1962’de çıkan “Aman Aman Gül Pembe / Kalemi Al Eline” 78’liği sanatçının ilk kaydı olmuştur. Daha sonra iki kez taş plak kaydı yayınlanmıştır. İlk 45’liği ise 1965’te çıkan “Maksadım Sana Naz Yapmak / Gönül Yazar Diyorlar”dır. Yönetmenliğini Hulki Saner’in yaptığı, başrolünü Göksel Arsoy’la paylaştığı Taş Bebek filminin ardından “Taş Bebek” lakabı ile anılmıştır.
4- Behiye Aksoy
Behiye Aksoy, 1948 yılında sınavını kazandığı Ankara Radyosu’nda stajyerlikten yüksek mevkilere kadar yükselmiştir. Başarılarından dolayı platin taç armağan edilen sanatçı, müziği 1980’li yıllarda bırakmıştır. 1967 yılında “Kederli Günlerim”, 1973 yılında “Falcı” isimli Türk filmlerinde başrol oynayan sanatçı, 2001’de alzheimer hastalığına yakalanmıştır. Maksim gazinosu tarihinde Zeki Müren’le yarışan tek kadın rakiptir. Platin rengi saçları, şık kostümleriyle kendisinden sonra yetişen şarkıcılara öncülük etmiştir. Karakteristik hareketleri, sahnedeki büyük dehası daima ayakta alkışlanmıştır. Plakları öyle çok ilgi görmüştür ki sanatçıya başarılarından ötürü altın plak değil platin taç armağan edilmiştir. Müziği bıraktığı 80’li yıllara kadar daima sevilen ve gözde sanatçılardan olmayı başarmış, 2015’te aramızdan ayrılmıştır.
5- Bekir Sıtkı Sezgin
Karşımızda son dönem klasik musiki üslubunun en önemli temsilcilerinden biri olan Bekir Sıtkı Sezgin var. Bekir Sıtkı Sezgin, dinî ve klasik musiki eserlerini aynı yeterlilikle icra edebilen nadir sanatçılardandır. Müziğe karşı yeteneği çok küçük yaşta annesi ve babası tarafından fark edilmiş, temel eğitimini de annesi ve babasından almıştır. 1942 yılında ilkokula başladığında makamları ayırt edebilecek seviyeye gelmiştir. Okul hayatı boyunca babasından dinî musikiyi, annesinden de klasik musikiyi öğrenmiştir.
6- Seçil Heper
1946 doğumlu Seçil Heper, Türk sanat müziğinde önemli yer edinen diğer sanatçılar gibi Ankara Radyosu’na girmiştir. TRT için yapılan bir TV çekiminde Fahrettin Arslan’ın dikkatini çekerek Maksim Gazinosu sahnelerinde yer almaya başlamıştır. Güzelliği ve zarif hareketleriyle dikkatleri üstüne toplayıp kendisini kısa sürede milyonlara sevdiren Seçil Heper, iş adamı eski Arnavut Prensi Melih Caculi ile Caculi’nin 2008 yılındaki ölümüne kadar evli kalmıştır. Yavuz Plak’tan çıkan onlarca 45’lik ve albüme imzasını atmıştır. 2006’da Hakan Eren tarafından yayınlanan “En İyileriyle” albümüyle kendisini özleyenlerle yeniden buluşmuştur.
*Bonus
İzmirden Dünyaya Uzanan Bir Hikâye: Dario Moreno
Dünyada büyük bir ün kazanabilmiş nadir Türk sanatçıları arasındadır Dario Moreno. İzmir’de bir Yahudhane’de (birden fazla Yahudi ailenin bir arada yaşadığı konutlar) dünyaya gözlerini açmıştır.
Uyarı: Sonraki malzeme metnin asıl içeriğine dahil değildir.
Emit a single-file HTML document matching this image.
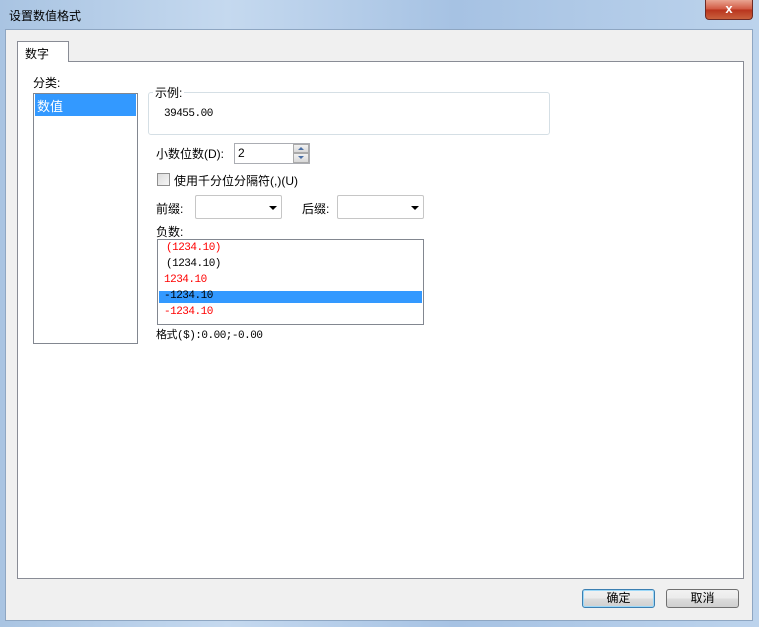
<!DOCTYPE html>
<html><head><meta charset="utf-8"><style>
*{margin:0;padding:0;box-sizing:border-box}
body{width:759px;height:627px;overflow:hidden;font:12px "Liberation Sans","Noto Sans CJK SC",sans-serif;color:#000;position:relative;background:linear-gradient(90deg,#a9c4e2,#c5d9ef 30%,#a6c2e3 60%,#bcd3ec);}
.a{position:absolute}
.client{left:5px;top:29px;width:748px;height:592px;background:#f0f0f0;border:1px solid #8ea6c2}
.mono{font-family:"Liberation Mono","Noto Sans CJK SC",monospace;font-size:11px;line-height:12px;letter-spacing:-0.5px}
.btn{border:1px solid #707070;border-radius:3px;background:linear-gradient(#f2f2f2,#ebebeb 50%,#dddddd 51%,#cfcfcf);text-align:center;line-height:17px;font-size:12px}
.combo{background:#fff;border:1px solid #c6c6c6;border-radius:2px}
.tri{width:0;height:0;border-left:4px solid transparent;border-right:4px solid transparent;border-top:4px solid #000}
</style></head><body>
<div class="a" style="left:9px;top:7px;font-size:12px">设置数值格式</div>
<div class="a" style="left:705px;top:0;width:48px;height:20px;border:1px solid #6d2a25;border-top:none;border-radius:0 0 4px 4px;background:linear-gradient(#e9a592,#d0563f 50%,#b8331d 51%,#c9603d);color:#fff;font-weight:bold;text-align:center;line-height:18px;font-size:13px">x</div>
<div class="a client"></div>
<div class="a" style="left:17px;top:61px;width:727px;height:518px;background:#fff;border:1px solid #898c95"></div>
<div class="a" style="left:17px;top:41px;width:52px;height:21px;background:#fff;border:1px solid #898c95;border-bottom:none;padding:3px 0 0 7px">数字</div>
<div class="a" style="left:33px;top:74px">分类:</div>
<div class="a" style="left:33px;top:93px;width:105px;height:251px;border:1px solid #828790;background:#fff"></div>
<div class="a" style="left:35px;top:94px;width:101px;height:22px;background:#3399ff;color:#fff;padding:2px 0 0 2px;font-size:13px">数值</div>
<div class="a" style="left:148px;top:92px;width:402px;height:43px;border:1px solid #d5dfe5;border-radius:3px"></div>
<div class="a" style="left:153px;top:84px;background:#fff;padding:0 2px">示例:</div>
<div class="a mono" style="left:164px;top:108px">39455.00</div>
<div class="a" style="left:156px;top:145px">小数位数(D):</div>
<div class="a" style="left:234px;top:143px;width:76px;height:21px;background:#fff;border:1px solid #abadb3;padding:2px 0 0 3px">2</div>
<div class="a" style="left:293px;top:144px;width:16px;height:9px;background:linear-gradient(#f2f2f2,#d8d8d8);border:1px solid #aaa"><div class="a" style="left:4px;top:2px;border-left:3px solid transparent;border-right:3px solid transparent;border-bottom:3px solid #4a6fa5"></div></div>
<div class="a" style="left:293px;top:153px;width:16px;height:10px;background:linear-gradient(#f2f2f2,#d8d8d8);border:1px solid #aaa"><div class="a" style="left:4px;top:2px;border-left:3px solid transparent;border-right:3px solid transparent;border-top:3px solid #4a6fa5"></div></div>
<div class="a" style="left:157px;top:173px;width:13px;height:13px;border:1px solid #8f8f8f;background:linear-gradient(135deg,#dcdcdc,#f6f6f6)"></div>
<div class="a" style="left:174px;top:172px">使用千分位分隔符(,)(U)</div>
<div class="a" style="left:156px;top:200px">前缀:</div>
<div class="a combo" style="left:195px;top:195px;width:87px;height:24px"><div class="a tri" style="left:73px;top:10px"></div></div>
<div class="a" style="left:302px;top:200px">后缀:</div>
<div class="a combo" style="left:337px;top:195px;width:87px;height:24px"><div class="a tri" style="left:73px;top:10px"></div></div>
<div class="a" style="left:156px;top:223px">负数:</div>
<div class="a" style="left:157px;top:239px;width:267px;height:86px;border:1px solid #828790;background:#fff"></div>
<div class="a mono" style="left:166px;top:242px;color:#f00">(1234.10)</div>
<div class="a mono" style="left:166px;top:258px">(1234.10)</div>
<div class="a mono" style="left:164px;top:274px;color:#f00">1234.10</div>
<div class="a" style="left:159px;top:291px;width:263px;height:12px;background:#3399ff"></div>
<div class="a mono" style="left:164px;top:290px">-1234.10</div>
<div class="a mono" style="left:164px;top:306px;color:#f00">-1234.10</div>
<div class="a mono" style="left:156px;top:330px">格式($):0.00;-0.00</div>
<div class="a btn" style="left:582px;top:589px;width:73px;height:19px;border-color:#3c7fb1;box-shadow:inset 0 0 0 1px #9cd8f8">确定</div>
<div class="a btn" style="left:666px;top:589px;width:73px;height:19px">取消</div>
</body></html>
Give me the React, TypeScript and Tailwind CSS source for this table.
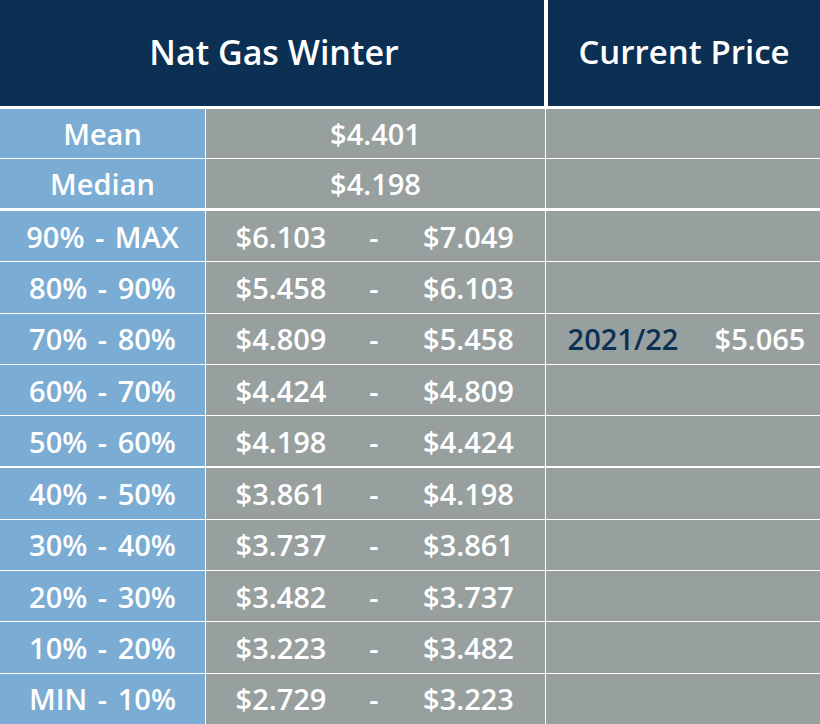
const rows: [string, string, string][] = [
  ['90% - MAX', '$6.103', '$7.049'],
  ['80% - 90%', '$5.458', '$6.103'],
  ['70% - 80%', '$4.809', '$5.458'],
  ['60% - 70%', '$4.424', '$4.809'],
  ['50% - 60%', '$4.198', '$4.424'],
  ['40% - 50%', '$3.861', '$4.198'],
  ['30% - 40%', '$3.737', '$3.861'],
  ['20% - 30%', '$3.482', '$3.737'],
  ['10% - 20%', '$3.223', '$3.482'],
  ['MIN - 10%', '$2.729', '$3.223'],
];

function StatRow({ label, value }: { label: string; value: string }) {
  return (
    <div className="grid grid-cols-[205px_339px_1fr] gap-x-px h-[49px]">
      <div className="bg-[#7aacd4] flex items-center justify-center">{label}</div>
      <div className="bg-[#98a09f] flex items-center justify-center">{value}</div>
      <div className="bg-[#98a09f]" />
    </div>
  );
}

export default function App() {
  return (
    <div
      className="w-[820px] h-[724px] bg-white flex flex-col text-white text-[29px] font-semibold leading-none overflow-hidden [word-spacing:3px]"
      style={{ fontFamily: '"Open Sans", Lato, sans-serif' }}
    >
      {/* Header */}
      <div className="flex gap-[4px] h-[106px] shrink-0 [word-spacing:0px]">
        <div className="w-[544px] bg-[#0b3054] flex items-center justify-center text-[34px] font-semibold pl-[4px] pb-[3px]">
          Nat Gas Winter
        </div>
        <div className="flex-1 bg-[#0b3054] flex items-center justify-center text-[33px] font-semibold pb-[3px]">
          Current Price
        </div>
      </div>

      {/* Mean / Median */}
      <div className="flex flex-col gap-y-px mt-[3px]">
        <StatRow label="Mean" value="$4.401" />
        <StatRow label="Median" value="$4.198" />
      </div>

      {/* Percentile ranges */}
      <div className="flex flex-col gap-y-px mt-[3px] flex-1">
        {rows.map(([label, lo, hi], i) => (
          <div
            key={label}
            className={`grid grid-cols-[205px_339px_1fr] gap-x-px flex-1 ${i === 5 ? 'mt-px' : ''}`}
          >
            <div className="bg-[#7aacd4] flex items-center justify-center">{label}</div>
            <div className="bg-[#98a09f] grid grid-cols-[150px_36px_153px] items-center text-center">
              <span>{lo}</span>
              <span>-</span>
              <span>{hi}</span>
            </div>
            <div className="bg-[#98a09f] grid grid-cols-[154px_120px] items-center text-center">
              {i === 2 && (
                <>
                  <span className="text-[#0b3054]">2021/22</span>
                  <span>$5.065</span>
                </>
              )}
            </div>
          </div>
        ))}
      </div>
    </div>
  );
}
Tanımdan da anlaşıldığı gibi yoksulluğun içinde yaşayan Moreno daha küçük yaşlarda geçim sıkıntısı çekmiştir. Onun şarkıcı olması ise II. Dünya Savaşının çıkması ve yolunun askerliğe uzanmasına dayanmaktadır. Farklı ve güzel sesi askeriyenin caz orkestrasında solistlik yapmasını sağlamıştır. Paris’e gittiği ilk yıllarda başarılı olamasa da pes etmemiş, bir süre sonra kendine özgü tarzı ve sempatikliği sayesinde Paris halkının beğenisini toplamıştır. Kendisini Türk olarak gören Dario Moreno, 1961 yılında Brigitte Bardot şarkısı ile ünlenmiştir.